If you’ve been to the Japanese capital and have fallen hook, line and sinker for its intoxicating charms, and are searching for the next equally buzz-worthy city to explore, we’ve got a couple of suggestions that may well scratch your Tokyo itch.
Size-wise, Osaka can’t compete with the sprawling immensity of Japan’s capital city, but it is no sleepy backwater either. In fact, Osaka is Japan’s third-largest city and has a population of 2.5 million. It is an economic powerhouse for the Kansai region and its inhabitants are known for their hardworking ethos and entrepreneurial spirit. Locals often greet each other with the phrase, mo kari makka?, which means ‘are you making money’? As you may imagine, things here move a quite a speedy pace. You get the sense that in Osaka, things are happening.

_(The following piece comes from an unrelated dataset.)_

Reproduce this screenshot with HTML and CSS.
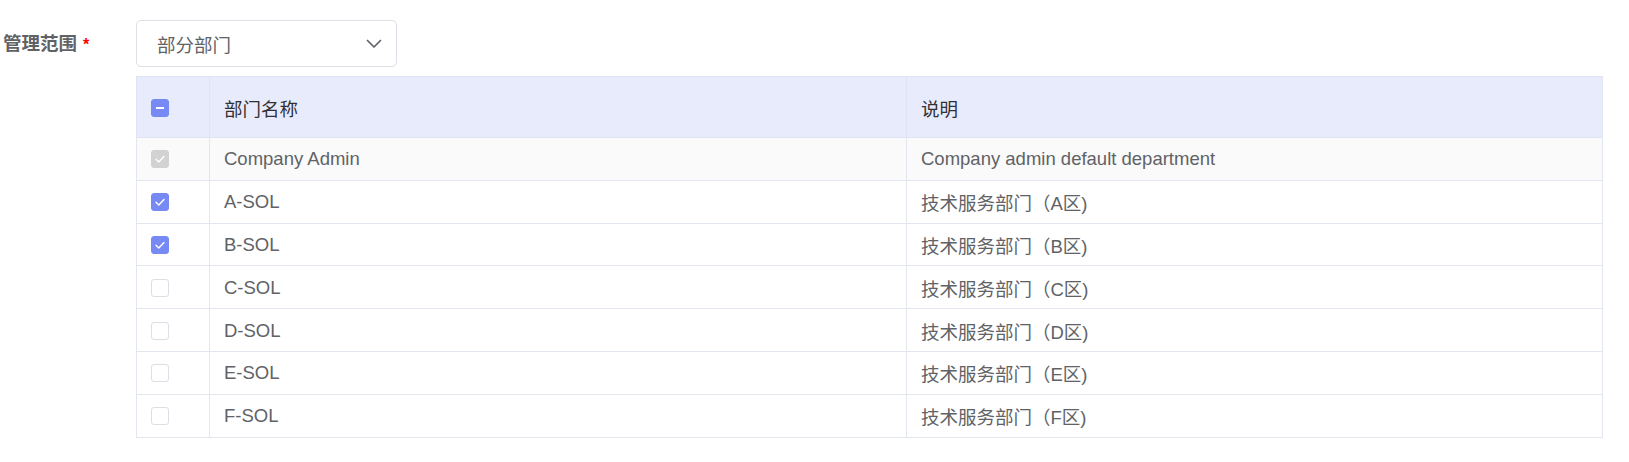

Like Tokyo, Osaka has got its fair share of neon, skyscrapers and bright lights as well as its very own Harajuku-esque shopping quarter, America Mura, which translates to ‘American village’. Once a warehouse district, America Mura is now a shopping hotspot favoured by Osaka’s fashion-conscious youth. This is the place to go if you want to see Japanese teens parading about in the latest out-there fashions and showcasing subculture street styles.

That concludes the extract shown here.